Process of generating electricity from thin air
The main factor in this process is the presence of nanopores, extremely tiny holes that allow both air and water to pass through any given material, leading to the development of a surface charge.
To create an effective energy harvester, a thin layer of material needs to be used, incorporating nanopores smaller than 100 nanometers in size, which is equivalent to one-thousandth of a human hair’s thickness.
Due to the minuscule size of these nanopores, as water molecules move from the upper region to the lower part of the material, they collide with the edges of these pores, generating an electric charge.
The upper portion of the layer receives a higher concentration of water molecules carrying charge compared to the lower portion, resulting in an imbalance of charges similar to what we observe in clouds.
In essence, this process mimics a confined, small-scale thunderstorm, ultimately generating electricity as a result.
‘Theoretically operate 24/7 in any conditions’
Jun Yao, an assistant professor of electrical and computer engineering at the University of Massachusetts Amherst, said that the air is filled with a significant amount of electricity. In a statement, he explained that clouds, which consist of water droplets, hold electric charges.
Under the right circumstances, a cloud can unleash a lightning bolt. However, harnessing electricity from lightning strikes has proven to be unpredictable and challenging.
Yao and his team have taken a different approach. They have successfully created a man-made, small-scale cloud that consistently produces electricity, allowing them to capture it reliably.
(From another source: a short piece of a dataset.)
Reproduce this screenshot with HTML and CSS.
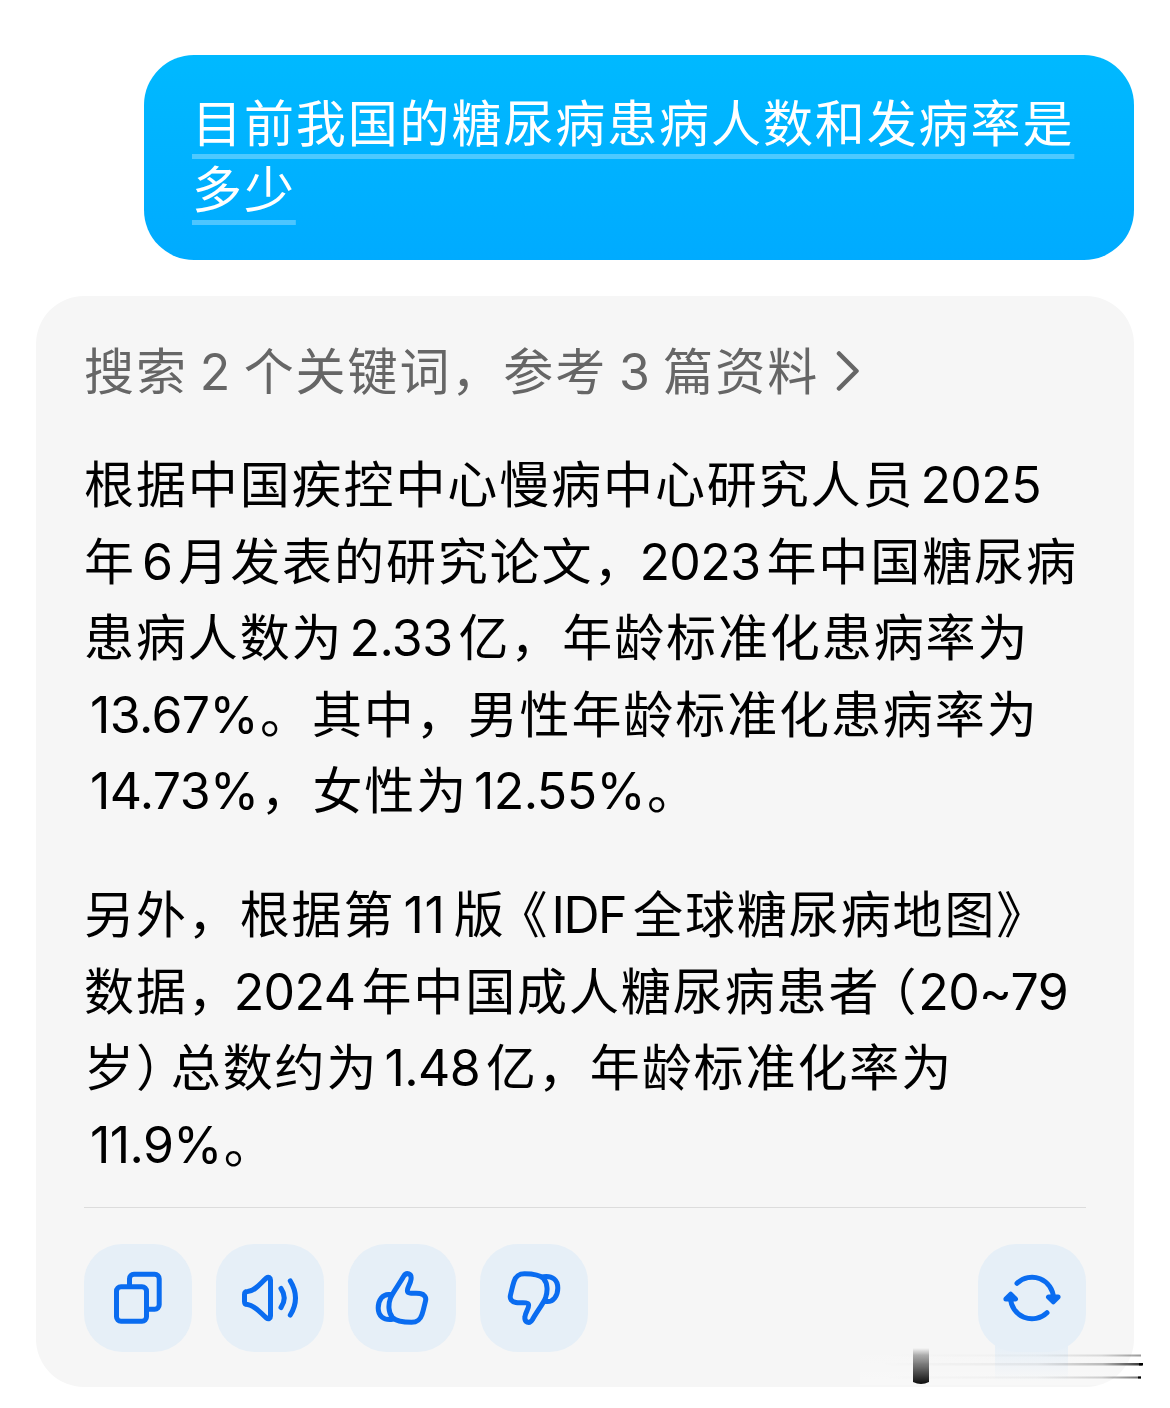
FILE: index.html
```html
<!doctype html>
<html lang="zh-CN">
<head>
	<meta charset="UTF-8">
	<title>糖尿病患病人数</title>
	<link rel="stylesheet" href="styles.css">
</head>
<body>
	<div class="chat">
		<div class="question">
			<span class="underlined">目前我国的糖尿病患病人数和发病率是<br>多少</span>
		</div>
		<div class="answer">
			<div class="sources">
				<span>搜索<b class="mid">2</b>个关键词<i class="comma">，</i>参考<b class="mid">3</b>篇资料</span>
				<svg class="arrow" width="24" height="42" viewBox="0 0 24 42"><path d="M3 3.500L20.500 21L3 38.500"/></svg>
			</div>
			<p>
				<span class="line">根据中国疾控中心慢病中心研究人员<b>2025</b></span>
				<span class="line">年<b>6</b>月发表的研究论文<i class="comma tight">，</i><b class="flush">2023</b>年中国糖尿病</span>
				<span class="line">患病人数为<b>2.33</b>亿<i class="comma">，</i>年龄标准化患病率为</span>
				<span class="line"><b class="end">13.67%</b>。其中<i class="comma">，</i>男性年龄标准化患病率为</span>
				<span class="line"><b class="end">14.73%</b><i class="comma">，</i>女性为<b class="end">12.55%</b>。</span>
			</p>
			<p>
				<span class="line">另外<i class="comma">，</i>根据第<b class="wide">11</b>版<i class="title">《</i><b class="idf">IDF</b>全球糖尿病地图》</span>
				<span class="line">数据<i class="comma tight">，</i><b class="flush">2024</b>年中国成人糖尿病患者<i class="open">（</i><b class="flush">20~79</b></span>
				<span class="line">岁<i class="close">）</i>总数约为<b>1.48</b>亿<i class="comma">，</i>年龄标准化率为</span>
				<span class="line"><b class="end">11.9%</b>。</span>
			</p>
			<div class="toolbar">
				<div class="btn">
					<svg viewBox="0 0 108 108">
						<rect x="32.500" y="42.800" width="30" height="34.400" rx="4.500"/>
						<path d="M45.500 42V34.700a4.500 4.500 0 0 1 4.500-4.500h20.700a4.500 4.500 0 0 1 4.500 4.500v26a4.500 4.500 0 0 1-4.500 4.500H63"/>
					</svg>
				</div>
				<div class="btn">
					<svg viewBox="0 0 108 108">
						<path d="M28.500 50.500q0-3 3-3C40 46.500 44 39.500 50.500 34c2-1.700 4-.5 4 2v36c0 2.500-2 3.700-4 2C44 68.500 40 62 31.500 60.500q-3 0-3-3z"/>
						<path d="M65 44.500Q71.500 54 65 63.500M74.300 37Q84.700 54 74.300 71"/>
					</svg>
				</div>
				<div class="btn">
					<svg viewBox="0 0 108 108">
						<path d="M42.500 54C45 48 51 40.500 55.500 32.500C58.500 27.500 64 29.500 63 35.500C62.500 40 58.500 44.500 59.500 47.500C60.500 50.500 68 48.500 72 49.500C76.500 50.500 78.500 53 77.500 57C76.500 61 75.500 66 74 70.500C72 76.500 69 78.300 63.500 78.300C56 78.300 48.500 77.500 44.500 73.500C40 68.500 40.300 60 42.500 54z"/>
						<path d="M42 50.500C34.500 49.500 30.200 56.500 30.200 64C30.200 72 35.500 76.500 44.500 75.300"/>
					</svg>
				</div>
				<div class="btn">
					<svg class="down" viewBox="0 0 108 108">
						<path d="M42.500 54C45 48 51 40.500 55.500 32.500C58.500 27.500 64 29.500 63 35.500C62.500 40 58.500 44.500 59.500 47.500C60.500 50.500 68 48.500 72 49.500C76.500 50.500 78.500 53 77.500 57C76.500 61 75.500 66 74 70.500C72 76.500 69 78.300 63.500 78.300C56 78.300 48.500 77.500 44.500 73.500C40 68.500 40.300 60 42.500 54z"/>
						<path d="M42 50.500C34.500 49.500 30.200 56.500 30.200 64C30.200 72 35.500 76.500 44.500 75.300"/>
					</svg>
				</div>
				<div class="btn refresh">
					<svg viewBox="0 0 108 108">
						<path d="M39 39.300A21.500 21.500 0 0 1 75.500 54M69 68.700A21.500 21.500 0 0 1 32.500 54"/>
						<path class="solid" d="M70.500 53h9.600l-4.800 4.800zM37.500 55h-9.600l4.800-4.800z"/>
					</svg>
				</div>
			</div>
		</div>
		<!-- streaks in the corner -->
		<svg class="smear" width="320" height="44" viewBox="0 0 320 44">
			<defs>
				<linearGradient id="bar" x2="0" y2="1">
					<stop offset="0" stop-color="#000" stop-opacity="0"/>
					<stop offset=".2" stop-color="#000" stop-opacity=".3"/>
					<stop offset="1" stop-color="#000" stop-opacity=".95"/>
				</linearGradient>
				<linearGradient id="blue" x2="0" y2="1">
					<stop offset="0" stop-color="#e6eff7"/>
					<stop offset="1" stop-color="#e6eff7" stop-opacity="0"/>
				</linearGradient>
				<linearGradient id="streak">
					<stop offset="0" stop-color="#000" stop-opacity="0"/>
					<stop offset=".6" stop-color="#000" stop-opacity=".06"/>
					<stop offset=".85" stop-color="#000" stop-opacity=".25"/>
					<stop offset="1" stop-color="#000" stop-opacity=".8"/>
				</linearGradient>
				<linearGradient id="fade" x2="0" y2="1">
					<stop offset="0" stop-color="#fff" stop-opacity="0"/>
					<stop offset="1" stop-color="#fff" stop-opacity=".25"/>
				</linearGradient>
			</defs>
			<rect x="20" y="6" width="270" height="38" fill="url(#fade)"/>
			<rect x="155" y="4" width="73" height="36" fill="url(#blue)"/>
			<path d="M73 7h16v34q-8 4-16 0z" fill="url(#bar)"/>
			<rect x="40" y="13.500" width="261" height="2" fill="url(#streak)" opacity=".5"/>
			<rect x="40" y="22" width="262" height="2.500" fill="url(#streak)"/>
			<rect x="40" y="35.500" width="261" height="2" fill="url(#streak)" opacity=".7"/>
			<path d="M299 22h4v2.500h-4zM298 35.500h3v2h-3z"/>
		</svg>
	</div>
</body>
</html>
```
FILE: styles.css
```css
*{
	padding: 0;
	margin: 0;
	box-sizing: border-box;
}
body{
	background-color: #fff;
	font-family: "Noto Sans CJK SC", sans-serif;
	font-size: 50px;
	letter-spacing: 1.9px;
	color: #000;
}
div.chat{
	position: relative;
	width: 1170px;
	height: 1408px;
	padding: 55px 36px 0;
	overflow: hidden;
}
/*---------------------question------------------------------------------------*/
div.question{
	width: 990px;
	height: 205px;
	margin-left: auto;
	padding: 32px 48px 0;
	border-radius: 50px;
	background: linear-gradient(#00b9ff, #00abff);
	color: #fff;
	line-height: 66px;
	white-space: nowrap;
}
span.underlined{
	text-decoration: underline;
	text-decoration-color: rgba(255,255,255,.3);
	text-decoration-thickness: 5px;
	text-decoration-skip-ink: none;
	text-underline-offset: 12px;
}
/*---------------------answer------------------------------------------------*/
div.answer{
	height: 1091px;
	margin-top: 36px;
	padding: 34px 48px 0;
	border-radius: 48px;
	background-color: #f6f6f6;
}
div.sources{
	display: flex;
	align-items: center;
	height: 76px;
	margin-bottom: 37px;
	color: #666;
	white-space: nowrap;
}
svg.arrow{
	margin-top: 6px;
	margin-left: 17px;
	fill: none;
	stroke: #666;
	stroke-width: 4.5;
	stroke-linecap: round;
	stroke-linejoin: round;
}
div.answer p{
	margin-bottom: 47px;
}
span.line{
	display: block;
	height: 76.6px;
	line-height: 76.6px;
	white-space: nowrap;
}
/* latin digits inside chinese text */
b{
	margin: 0 6px;
	font-family: Inter, sans-serif;
	font-weight: 400;
	letter-spacing: -.6px;
}
b.wide{
	margin: 0 8px;
	letter-spacing: .8px;
}
b.mid{
	margin: 0 14px 0 12px;
}
b.flush{
	margin-left: 0;
}
b.end{
	margin-right: 2px;
}
b.idf{
	margin: 0 7px 0 2px;
	letter-spacing: -1.5px;
}
i{
	font-style: normal;
}
/* half width punctuation, spaced by hand */
i.comma,
i.title,
i.open,
i.close{
	font-feature-settings: "halt";
}
i.comma{
	margin-right: 25px;
}
i.tight{
	margin-right: 19px;
}
i.title{
	margin-left: 17px;
}
i.open{
	margin-left: 11px;
}
i.close{
	margin-right: 8px;
}
/*---------------------toolbar------------------------------------------------*/
div.toolbar{
	display: flex;
	gap: 24px;
	margin-top: -19px;
	padding-top: 36px;
	border-top: 1px solid #dcdcdc;
}
div.btn{
	width: 108px;
	height: 108px;
	border-radius: 38px;
	background-color: #e6eff7;
}
div.btn svg{
	display: block;
	fill: none;
	stroke: #0a6cf0;
	stroke-width: 5;
	stroke-linecap: round;
	stroke-linejoin: round;
}
div.btn svg.down{
	transform: rotate(180deg);
}
div.btn .solid{
	fill: #0a6cf0;
}
div.refresh{
	margin-left: auto;
}
svg.smear{
	position: absolute;
	left: 840px;
	top: 1341px;
}
```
This breakthrough opens up exciting possibilities for energy generation.
One of the remarkable aspects of this innovation is that humidity, which is always present in the air, enables the harvester to function continuously, around the clock, regardless of the prevailing conditions.
Yao further emphasized the simplicity of the concept, stating that although it had not been discovered until now, it holds immense potential and paves the way for diverse applications.